All of Rackspace’s customers will be hybrid cloud customers in the future, said Gerardo Dada, the company’s product marketing leader.
San Antonio-based Rackspace, which calls itself the Open Cloud company and co-founded with NASA the Open Stack operating system, has seen its cloud computing business skyrocket in the past few years.
The cloud lets customers operate a “network of remote servers hosted on the Internet to store, manage, and process data, rather than a local server or a personal computer.”
Rackspace faces competition in the hybrid cloud market from Amazon Web Services, the number one leader, and other players such as Microsoft, HP Cloud and IBM’s SoftLayer.
Right now, customers can choose from public, private and hybrid clouds.
But a study just published this week from Gartner, a research firm, predicts that most big businesses will have hybrid cloud deployments by 2017.

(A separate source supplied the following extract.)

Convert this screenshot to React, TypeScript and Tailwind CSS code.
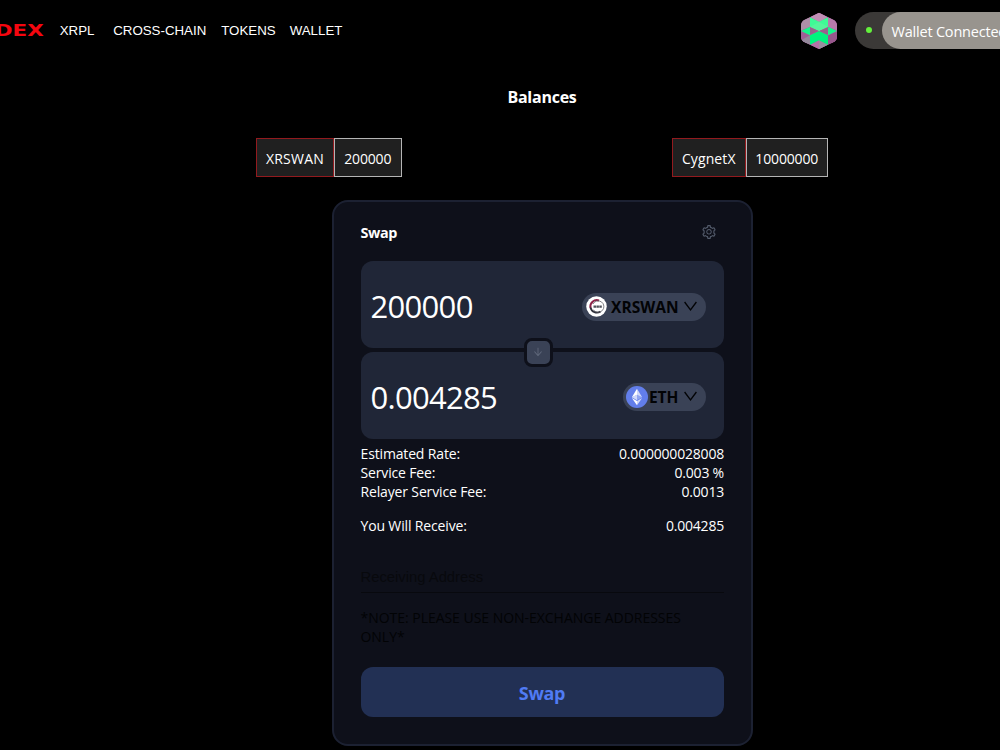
import type { ReactNode } from "react";
import { AiOutlineArrowDown, AiOutlineSetting } from "react-icons/ai";

const navItems = [
  { label: "XRPL", cls: "w-[53.5px]" },
  { label: "CROSS-CHAIN", cls: "w-[108px]" },
  { label: "TOKENS", cls: "w-[68.5px]" },
  { label: "WALLET", cls: "w-[60px]" },
];

function Avatar() {
  return (
    <svg width="38" height="38" viewBox="0 0 114 114" className="shrink-0">
      <clipPath id="hex">
        <path d="M57 2 L100 23 Q111 29 111 40 V76 Q111 85 100 91 L57 111 L14 91 Q3 85 3 76 V40 Q3 29 14 23 Z" />
      </clipPath>
      <g clipPath="url(#hex)">
        <rect width="114" height="114" fill="#a8649b" />
        <path d="M57 0 L84 15 L57 30 L30 15Z" fill="#c08fb5" />
        <path d="M0 29 L30 15 V44 L0 57Z" fill="#ad8fa8" />
        <path d="M114 29 L84 15 V44 L114 57Z" fill="#b77bab" />
        <path d="M0 57 L30 70 V98 L0 86Z" fill="#a05f96" />
        <path d="M0 86 L30 70 V98Z" fill="#94899c" />
        <path d="M114 57 L84 70 V98 L114 86Z" fill="#98578c" />
        <path d="M57 84 L84 98 L57 114 L30 98Z" fill="#b273a6" />
        <path d="M57 84 L84 98 L57 114Z" fill="#9a8e9f" />
        <path d="M30 16 L57 29 L84 16 V44 L57 56 L30 44Z" fill="#3efb96" />
        <path d="M30 44 L57 30 L84 44 L57 57Z" fill="#55f59c" />
        <path d="M30 70 L57 57 L84 70 V98 L57 85 L30 98Z" fill="#00f47d" />
        <path d="M3 57 L30 44 V70Z M111 57 L84 44 V70Z" fill="#16f78a" />
        <path d="M30 46 L56 57 L30 68Z M84 46 L58 57 L84 68Z" fill="#98618c" />
      </g>
    </svg>
  );
}

function SwanIcon() {
  return (
    <svg width="21" height="21" viewBox="0 0 42 42">
      <circle cx="21" cy="21" r="20.5" fill="#fff" />
      <path d="M26 9 A13 13 0 0 0 9 24" fill="none" stroke="#8c2348" strokeWidth="4" />
      <path d="M9 23 A13 13 0 0 0 29 31" fill="none" stroke="#30313c" strokeWidth="3.5" />
      <path d="M14 16 A11.5 11.5 0 1 1 15 28" fill="none" stroke="#55565c" strokeWidth="1.5" />
      <path d="M15 21 h17" stroke="#50525a" strokeWidth="4.5" strokeDasharray="5 .8" />
    </svg>
  );
}

function EthIcon() {
  return (
    <svg width="22" height="22" viewBox="0 0 32 32">
      <circle cx="16" cy="16" r="16" fill="#627eea" />
      <path d="M16 4v8.87l7.5 3.35z" fill="#fff" fillOpacity=".7" />
      <path d="M16 4L8.5 16.22l7.5-3.35z" fill="#fff" />
      <path d="M16 21.97V28l7.5-10.38z" fill="#fff" fillOpacity=".7" />
      <path d="M16 28v-6.03l-7.5-4.35z" fill="#fff" />
      <path d="M16 20.57l7.5-4.35-7.5-3.35z" fill="#fff" fillOpacity=".3" />
      <path d="M8.5 16.22l7.5 4.35v-7.7z" fill="#fff" fillOpacity=".7" />
    </svg>
  );
}

function ChevronDown() {
  return (
    <svg width="15" height="15" viewBox="0 0 15 15" className="mb-[1px] shrink-0">
      <path d="M1.6 3 L7.5 11 L13.4 3" fill="none" stroke="currentColor" strokeWidth="1.3" />
    </svg>
  );
}

function Balance({ name, amount, left, right }: { name: string; amount: string; left: string; right: string }) {
  return (
    <div className="flex h-[39px] text-[14px] leading-[39px] text-white">
      <div className={`${left} flex items-center justify-center border border-[#921a1e] bg-[#202020] pt-[1px]`}>{name}</div>
      <div className={`${right} flex items-center justify-center border border-[#b5b5b5] bg-[#202020] pt-[1px]`}>{amount}</div>
    </div>
  );
}

function AmountPanel({ amount, children }: { amount: string; children: ReactNode }) {
  return (
    <div className="flex h-[87px] items-center justify-between rounded-[12px] bg-[#202637] pr-[18px] pl-[10px]">
      <div className="pt-[4px] text-[31px] tracking-[-0.7px] text-white">{amount}</div>
      {children}
    </div>
  );
}

function Row({ label, value }: { label: string; value: string }) {
  return (
    <div className="flex h-[19px] items-center justify-between">
      <span className="tracking-[-0.15px]">{label}</span>
      <span className="mr-[-0.5px] tracking-[-0.2px]">{value}</span>
    </div>
  );
}

export default function App() {
  return (
    <div className="h-[750px] w-full overflow-hidden bg-black font-['Open_Sans','Noto_Sans',sans-serif]">
      <div className="w-[1084px]">
        <header className="flex h-[61px] items-center">
          <div className="flex w-[44px] justify-end">
            <span className="origin-right scale-x-[1.3] font-['DejaVu_Sans',sans-serif] text-[16.5px] leading-[20px] font-bold text-[#f5060f]">
              DEX
            </span>
          </div>
          <nav className="ml-[15.7px] flex font-['Liberation_Sans',sans-serif] text-[13.3px] text-white">
            {navItems.map((n) => (
              <a key={n.label} className={n.cls}>
                {n.label}
              </a>
            ))}
          </nav>
          <div className="ml-[450.3px] flex items-center">
            <Avatar />
            <div className="ml-[17.5px] flex h-[37px] w-[190px] items-center rounded-full bg-[#3b3937]">
              <span className="mb-[2px] ml-[11px] h-[6px] w-[6px] rounded-full bg-[#63f23c]" />
              <div className="ml-[10px] flex h-full flex-1 items-center rounded-full bg-[#98948e] pt-[2px] pl-[9px] text-[14.5px] tracking-[-0.2px] whitespace-nowrap text-white">
                Wallet Connected
              </div>
            </div>
          </div>
        </header>

        <h1 className="mt-[24px] text-center text-[16px] leading-[24px] font-bold tracking-[-0.25px] text-white">Balances</h1>
        <div className="mt-[29px] flex justify-between pr-[256px] pl-[256px]">
          <Balance name="XRSWAN" amount="200000" left="w-[78px] tracking-[0.25px]" right="w-[67.5px] tracking-[-0.15px]" />
          <Balance name="CygnetX" amount="10000000" left="w-[73.5px] tracking-[0.1px]" right="w-[82.5px] tracking-[-0.15px]" />
        </div>

        <main className="mt-[23px] ml-[331.5px] h-[545.5px] w-[421px] rounded-[16px] border-2 border-[#1c2132] bg-[#0e101a] px-[27px] pt-[18.5px]">
          <div className="flex h-[24px] items-center justify-between pr-[7px]">
            <h2 className="text-[14.4px] font-bold tracking-[-0.4px] text-white">Swap</h2>
            <AiOutlineSetting className="mb-[2px] text-[16px] text-[#535b6b]" />
          </div>
          <div className="relative mt-[16px] flex flex-col gap-[4px]">
            <AmountPanel amount="200000">
              <button className="mt-[5px] flex h-[28px] w-[124px] items-center rounded-full bg-[#3a4256] pl-[4px] text-[15.5px] font-bold text-[#020305]">
                <SwanIcon />
                <span className="ml-[4.5px] w-[72px] pt-[2px] text-left tracking-[0.05px]">XRSWAN</span>
                <ChevronDown />
              </button>
            </AmountPanel>
            <AmountPanel amount="0.004285">
              <button className="mt-[3px] flex h-[28px] w-[83px] items-center rounded-full bg-[#3a4256] pl-[3px] text-[15.5px] font-bold text-[#020305]">
                <EthIcon />
                <span className="ml-[1.5px] w-[34px] pt-[2px] text-left tracking-[-0.1px]">ETH</span>
                <ChevronDown />
              </button>
            </AmountPanel>
            <div className="absolute top-[77px] left-[163px] flex h-[29px] w-[29px] items-center justify-center rounded-[8px] border-[3px] border-[#0e101a] bg-[#3a4256]">
              <AiOutlineArrowDown className="text-[12px] text-[#60687b]" />
            </div>
          </div>

          <div className="mt-[5.5px] text-[14px] text-white">
            <Row label="Estimated Rate:" value="0.000000028008" />
            <Row label="Service Fee:" value="0.003 %" />
            <Row label="Relayer Service Fee:" value="0.0013" />
            <div className="h-[15px]" />
            <Row label="You Will Receive:" value="0.004285" />
          </div>
          <div className="mt-[30.5px] flex h-[27px] items-center border-b border-[#08090e] pb-[2px] font-['Liberation_Sans',sans-serif] text-[14.8px] text-[#08090d]">
            Receiving Address
          </div>
          <p className="mt-[15px] text-[14px] leading-[19px] tracking-[-0.03px] text-[#020305]">
            *NOTE: PLEASE USE NON-EXCHANGE ADDRESSES
            <br />
            ONLY*
          </p>
          <button className="mt-[21.5px] flex h-[50px] w-full items-center justify-center rounded-[12px] bg-[#223054] pt-[3px] text-[18px] font-bold tracking-[-0.3px] text-[#507bf5]">
            Swap
          </button>
        </main>
      </div>
    </div>
  );
}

“Virtualization reduced capital expenses, and standards and automation reduce operational expenses,” Thomas Bittman, vice president and analyst at Gartner, said in a news release. “However, taking the next step of adding usage metrics, self-service offerings and automated provisioning requires investment in technologies without a significant reduction in operational cost. With this in mind, the driving factor for going that next step should primarily be agility.”
Most companies are already using hybrid to an extent, Dada said. They already recognize they’re different types of cloud environments, he said.
“The question is not when hybrid but how,” he said.
Hybrid clouds, the combination of publicly and privately hosted servers and dedicated servers working together, can increase efficiency and save money, Dada said.
For example, many companies do not need exchange servers to host their own email, he said.
“They’re never going to be as good as a specialist,” Dada said.
Companies need to ask themselves what are the right technology applications to be publicly hosted and privately hosted, Dada said. There is not a single answer.
Rackspace recently started hosting Hubspot, a marketing service for small to medium-sized businesses, on a hybrid cloud from a private cloud setting. The company has realized a four times increase in efficiency with the public cloud at half the cost, Dada said.
“Chief Information Officers like public cloud servers because they are built around the “compute as a utility” model, where costs are generally low and users pay by the hour,” according to Rackspace. “But using public infrastructure means you may need to share resources with other tenants and you may lose some of the performance benefits that the private and hybrid clouds offer.”
There’s been so much buzz about the public cloud, Dada said.
“The cloud is powerful and transformational but it has its place,” he said.
The hybrid cloud offers more security than a pure public cloud, Dada said. And it gives companies a path to grow and expand in the future, he said.